** BEGIN Supplied data **

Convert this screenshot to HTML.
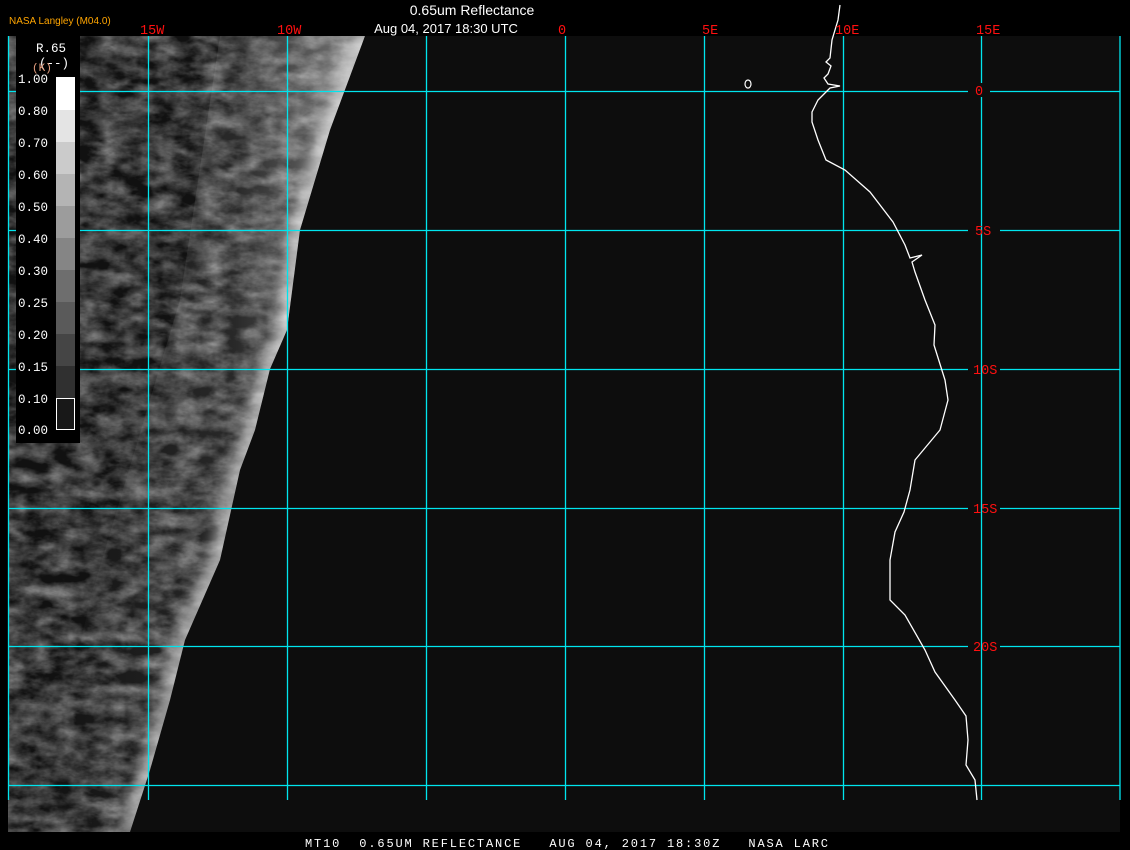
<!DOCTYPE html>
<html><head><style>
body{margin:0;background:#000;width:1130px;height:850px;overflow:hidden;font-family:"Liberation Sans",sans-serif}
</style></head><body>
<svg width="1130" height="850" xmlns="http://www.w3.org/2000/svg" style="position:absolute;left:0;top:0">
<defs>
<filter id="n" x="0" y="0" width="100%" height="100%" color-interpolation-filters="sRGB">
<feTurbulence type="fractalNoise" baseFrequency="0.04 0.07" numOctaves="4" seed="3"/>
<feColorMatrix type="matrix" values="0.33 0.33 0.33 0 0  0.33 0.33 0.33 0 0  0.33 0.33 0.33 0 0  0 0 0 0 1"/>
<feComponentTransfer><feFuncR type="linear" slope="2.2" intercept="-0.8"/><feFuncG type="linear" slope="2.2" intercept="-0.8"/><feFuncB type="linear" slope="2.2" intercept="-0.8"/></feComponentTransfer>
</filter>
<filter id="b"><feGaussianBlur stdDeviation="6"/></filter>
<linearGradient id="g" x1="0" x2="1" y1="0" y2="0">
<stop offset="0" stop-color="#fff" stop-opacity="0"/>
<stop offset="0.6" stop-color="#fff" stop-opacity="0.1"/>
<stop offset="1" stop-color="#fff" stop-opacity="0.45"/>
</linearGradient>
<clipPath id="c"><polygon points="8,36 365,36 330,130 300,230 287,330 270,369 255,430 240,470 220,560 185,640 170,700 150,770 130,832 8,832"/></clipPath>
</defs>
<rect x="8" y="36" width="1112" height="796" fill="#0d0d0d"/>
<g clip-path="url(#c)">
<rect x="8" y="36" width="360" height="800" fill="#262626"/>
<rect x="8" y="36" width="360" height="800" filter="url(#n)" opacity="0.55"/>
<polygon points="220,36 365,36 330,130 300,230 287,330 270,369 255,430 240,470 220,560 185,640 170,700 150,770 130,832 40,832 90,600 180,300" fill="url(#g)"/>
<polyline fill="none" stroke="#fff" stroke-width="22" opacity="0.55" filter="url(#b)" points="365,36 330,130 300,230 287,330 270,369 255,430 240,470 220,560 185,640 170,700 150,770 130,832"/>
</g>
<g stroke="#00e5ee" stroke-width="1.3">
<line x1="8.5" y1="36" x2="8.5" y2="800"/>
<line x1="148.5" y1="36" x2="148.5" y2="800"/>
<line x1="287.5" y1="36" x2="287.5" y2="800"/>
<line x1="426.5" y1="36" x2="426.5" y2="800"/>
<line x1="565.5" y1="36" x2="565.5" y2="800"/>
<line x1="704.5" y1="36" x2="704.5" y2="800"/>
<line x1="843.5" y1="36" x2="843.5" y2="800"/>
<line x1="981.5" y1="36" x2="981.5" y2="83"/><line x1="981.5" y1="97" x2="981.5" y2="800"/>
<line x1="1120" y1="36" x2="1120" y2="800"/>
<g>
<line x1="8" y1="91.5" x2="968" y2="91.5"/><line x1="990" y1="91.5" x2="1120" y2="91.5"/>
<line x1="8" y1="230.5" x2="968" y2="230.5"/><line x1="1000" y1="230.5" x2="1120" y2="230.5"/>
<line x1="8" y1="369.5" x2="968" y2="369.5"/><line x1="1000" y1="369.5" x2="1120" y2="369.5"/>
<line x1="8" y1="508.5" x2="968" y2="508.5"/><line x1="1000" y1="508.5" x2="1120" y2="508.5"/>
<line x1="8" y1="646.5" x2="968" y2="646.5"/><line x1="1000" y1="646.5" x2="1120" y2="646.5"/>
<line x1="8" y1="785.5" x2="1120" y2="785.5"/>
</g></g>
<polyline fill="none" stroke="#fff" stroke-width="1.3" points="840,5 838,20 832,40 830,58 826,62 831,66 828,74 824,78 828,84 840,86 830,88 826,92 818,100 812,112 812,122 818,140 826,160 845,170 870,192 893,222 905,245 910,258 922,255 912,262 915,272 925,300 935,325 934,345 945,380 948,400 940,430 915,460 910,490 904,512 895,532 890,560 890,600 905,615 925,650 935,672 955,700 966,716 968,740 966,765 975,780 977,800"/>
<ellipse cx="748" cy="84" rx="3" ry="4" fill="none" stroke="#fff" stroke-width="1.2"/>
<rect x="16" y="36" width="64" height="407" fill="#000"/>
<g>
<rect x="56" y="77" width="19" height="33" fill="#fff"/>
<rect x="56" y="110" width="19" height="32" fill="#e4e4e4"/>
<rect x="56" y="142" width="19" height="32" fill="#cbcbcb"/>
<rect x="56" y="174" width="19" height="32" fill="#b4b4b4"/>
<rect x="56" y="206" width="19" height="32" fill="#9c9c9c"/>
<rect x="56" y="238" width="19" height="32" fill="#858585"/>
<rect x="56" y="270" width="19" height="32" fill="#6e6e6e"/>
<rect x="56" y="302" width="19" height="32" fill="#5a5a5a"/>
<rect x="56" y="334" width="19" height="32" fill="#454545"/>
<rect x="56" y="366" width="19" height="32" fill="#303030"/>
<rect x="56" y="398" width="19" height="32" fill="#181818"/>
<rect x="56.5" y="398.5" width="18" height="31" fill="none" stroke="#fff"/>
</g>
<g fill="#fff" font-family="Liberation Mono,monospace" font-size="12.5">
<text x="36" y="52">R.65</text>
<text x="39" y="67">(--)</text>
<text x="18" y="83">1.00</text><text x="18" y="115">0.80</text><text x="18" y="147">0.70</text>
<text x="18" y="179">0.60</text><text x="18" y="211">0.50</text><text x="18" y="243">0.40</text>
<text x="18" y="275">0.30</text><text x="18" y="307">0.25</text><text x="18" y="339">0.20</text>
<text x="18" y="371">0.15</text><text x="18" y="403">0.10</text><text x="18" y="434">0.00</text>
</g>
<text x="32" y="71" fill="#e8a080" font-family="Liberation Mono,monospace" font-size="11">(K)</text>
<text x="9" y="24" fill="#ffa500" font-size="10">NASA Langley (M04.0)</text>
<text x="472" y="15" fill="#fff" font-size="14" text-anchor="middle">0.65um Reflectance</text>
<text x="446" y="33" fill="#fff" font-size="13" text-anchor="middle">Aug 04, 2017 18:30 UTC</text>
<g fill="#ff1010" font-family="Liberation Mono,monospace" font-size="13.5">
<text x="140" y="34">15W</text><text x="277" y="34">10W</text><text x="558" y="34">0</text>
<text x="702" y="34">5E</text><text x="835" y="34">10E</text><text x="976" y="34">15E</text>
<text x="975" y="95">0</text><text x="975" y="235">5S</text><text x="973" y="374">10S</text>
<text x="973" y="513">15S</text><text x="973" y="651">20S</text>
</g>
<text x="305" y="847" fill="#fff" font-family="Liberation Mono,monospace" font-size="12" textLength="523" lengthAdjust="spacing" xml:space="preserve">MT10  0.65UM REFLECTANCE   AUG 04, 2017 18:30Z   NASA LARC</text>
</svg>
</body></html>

** END Supplied data **

• What you are asked to do
Take the listing above and print it exactly, apart from the pictures.

• Response to the exercise
Convert this screenshot to HTML.
<!DOCTYPE html>
<html><head><style>
body{margin:0;background:#000;width:1130px;height:850px;overflow:hidden;font-family:"Liberation Sans",sans-serif}
</style></head><body>
<svg width="1130" height="850" xmlns="http://www.w3.org/2000/svg" style="position:absolute;left:0;top:0">
<defs>
<filter id="n" x="0" y="0" width="100%" height="100%" color-interpolation-filters="sRGB">
<feTurbulence type="fractalNoise" baseFrequency="0.04 0.07" numOctaves="4" seed="3"/>
<feColorMatrix type="matrix" values="0.33 0.33 0.33 0 0  0.33 0.33 0.33 0 0  0.33 0.33 0.33 0 0  0 0 0 0 1"/>
<feComponentTransfer><feFuncR type="linear" slope="2.2" intercept="-0.8"/><feFuncG type="linear" slope="2.2" intercept="-0.8"/><feFuncB type="linear" slope="2.2" intercept="-0.8"/></feComponentTransfer>
</filter>
<filter id="b"><feGaussianBlur stdDeviation="6"/></filter>
<linearGradient id="g" x1="0" x2="1" y1="0" y2="0">
<stop offset="0" stop-color="#fff" stop-opacity="0"/>
<stop offset="0.6" stop-color="#fff" stop-opacity="0.1"/>
<stop offset="1" stop-color="#fff" stop-opacity="0.45"/>
</linearGradient>
<clipPath id="c"><polygon points="8,36 365,36 330,130 300,230 287,330 270,369 255,430 240,470 220,560 185,640 170,700 150,770 130,832 8,832"/></clipPath>
</defs>
<rect x="8" y="36" width="1112" height="796" fill="#0d0d0d"/>
<g clip-path="url(#c)">
<rect x="8" y="36" width="360" height="800" fill="#262626"/>
<rect x="8" y="36" width="360" height="800" filter="url(#n)" opacity="0.55"/>
<polygon points="220,36 365,36 330,130 300,230 287,330 270,369 255,430 240,470 220,560 185,640 170,700 150,770 130,832 40,832 90,600 180,300" fill="url(#g)"/>
<polyline fill="none" stroke="#fff" stroke-width="22" opacity="0.55" filter="url(#b)" points="365,36 330,130 300,230 287,330 270,369 255,430 240,470 220,560 185,640 170,700 150,770 130,832"/>
</g>
<g stroke="#00e5ee" stroke-width="1.3">
<line x1="8.5" y1="36" x2="8.5" y2="800"/>
<line x1="148.5" y1="36" x2="148.5" y2="800"/>
<line x1="287.5" y1="36" x2="287.5" y2="800"/>
<line x1="426.5" y1="36" x2="426.5" y2="800"/>
<line x1="565.5" y1="36" x2="565.5" y2="800"/>
<line x1="704.5" y1="36" x2="704.5" y2="800"/>
<line x1="843.5" y1="36" x2="843.5" y2="800"/>
<line x1="981.5" y1="36" x2="981.5" y2="83"/><line x1="981.5" y1="97" x2="981.5" y2="800"/>
<line x1="1120" y1="36" x2="1120" y2="800"/>
<g>
<line x1="8" y1="91.5" x2="968" y2="91.5"/><line x1="990" y1="91.5" x2="1120" y2="91.5"/>
<line x1="8" y1="230.5" x2="968" y2="230.5"/><line x1="1000" y1="230.5" x2="1120" y2="230.5"/>
<line x1="8" y1="369.5" x2="968" y2="369.5"/><line x1="1000" y1="369.5" x2="1120" y2="369.5"/>
<line x1="8" y1="508.5" x2="968" y2="508.5"/><line x1="1000" y1="508.5" x2="1120" y2="508.5"/>
<line x1="8" y1="646.5" x2="968" y2="646.5"/><line x1="1000" y1="646.5" x2="1120" y2="646.5"/>
<line x1="8" y1="785.5" x2="1120" y2="785.5"/>
</g></g>
<polyline fill="none" stroke="#fff" stroke-width="1.3" points="840,5 838,20 832,40 830,58 826,62 831,66 828,74 824,78 828,84 840,86 830,88 826,92 818,100 812,112 812,122 818,140 826,160 845,170 870,192 893,222 905,245 910,258 922,255 912,262 915,272 925,300 935,325 934,345 945,380 948,400 940,430 915,460 910,490 904,512 895,532 890,560 890,600 905,615 925,650 935,672 955,700 966,716 968,740 966,765 975,780 977,800"/>
<ellipse cx="748" cy="84" rx="3" ry="4" fill="none" stroke="#fff" stroke-width="1.2"/>
<rect x="16" y="36" width="64" height="407" fill="#000"/>
<g>
<rect x="56" y="77" width="19" height="33" fill="#fff"/>
<rect x="56" y="110" width="19" height="32" fill="#e4e4e4"/>
<rect x="56" y="142" width="19" height="32" fill="#cbcbcb"/>
<rect x="56" y="174" width="19" height="32" fill="#b4b4b4"/>
<rect x="56" y="206" width="19" height="32" fill="#9c9c9c"/>
<rect x="56" y="238" width="19" height="32" fill="#858585"/>
<rect x="56" y="270" width="19" height="32" fill="#6e6e6e"/>
<rect x="56" y="302" width="19" height="32" fill="#5a5a5a"/>
<rect x="56" y="334" width="19" height="32" fill="#454545"/>
<rect x="56" y="366" width="19" height="32" fill="#303030"/>
<rect x="56" y="398" width="19" height="32" fill="#181818"/>
<rect x="56.5" y="398.5" width="18" height="31" fill="none" stroke="#fff"/>
</g>
<g fill="#fff" font-family="Liberation Mono,monospace" font-size="12.5">
<text x="36" y="52">R.65</text>
<text x="39" y="67">(--)</text>
<text x="18" y="83">1.00</text><text x="18" y="115">0.80</text><text x="18" y="147">0.70</text>
<text x="18" y="179">0.60</text><text x="18" y="211">0.50</text><text x="18" y="243">0.40</text>
<text x="18" y="275">0.30</text><text x="18" y="307">0.25</text><text x="18" y="339">0.20</text>
<text x="18" y="371">0.15</text><text x="18" y="403">0.10</text><text x="18" y="434">0.00</text>
</g>
<text x="32" y="71" fill="#e8a080" font-family="Liberation Mono,monospace" font-size="11">(K)</text>
<text x="9" y="24" fill="#ffa500" font-size="10">NASA Langley (M04.0)</text>
<text x="472" y="15" fill="#fff" font-size="14" text-anchor="middle">0.65um Reflectance</text>
<text x="446" y="33" fill="#fff" font-size="13" text-anchor="middle">Aug 04, 2017 18:30 UTC</text>
<g fill="#ff1010" font-family="Liberation Mono,monospace" font-size="13.5">
<text x="140" y="34">15W</text><text x="277" y="34">10W</text><text x="558" y="34">0</text>
<text x="702" y="34">5E</text><text x="835" y="34">10E</text><text x="976" y="34">15E</text>
<text x="975" y="95">0</text><text x="975" y="235">5S</text><text x="973" y="374">10S</text>
<text x="973" y="513">15S</text><text x="973" y="651">20S</text>
</g>
<text x="305" y="847" fill="#fff" font-family="Liberation Mono,monospace" font-size="12" textLength="523" lengthAdjust="spacing" xml:space="preserve">MT10  0.65UM REFLECTANCE   AUG 04, 2017 18:30Z   NASA LARC</text>
</svg>
</body></html>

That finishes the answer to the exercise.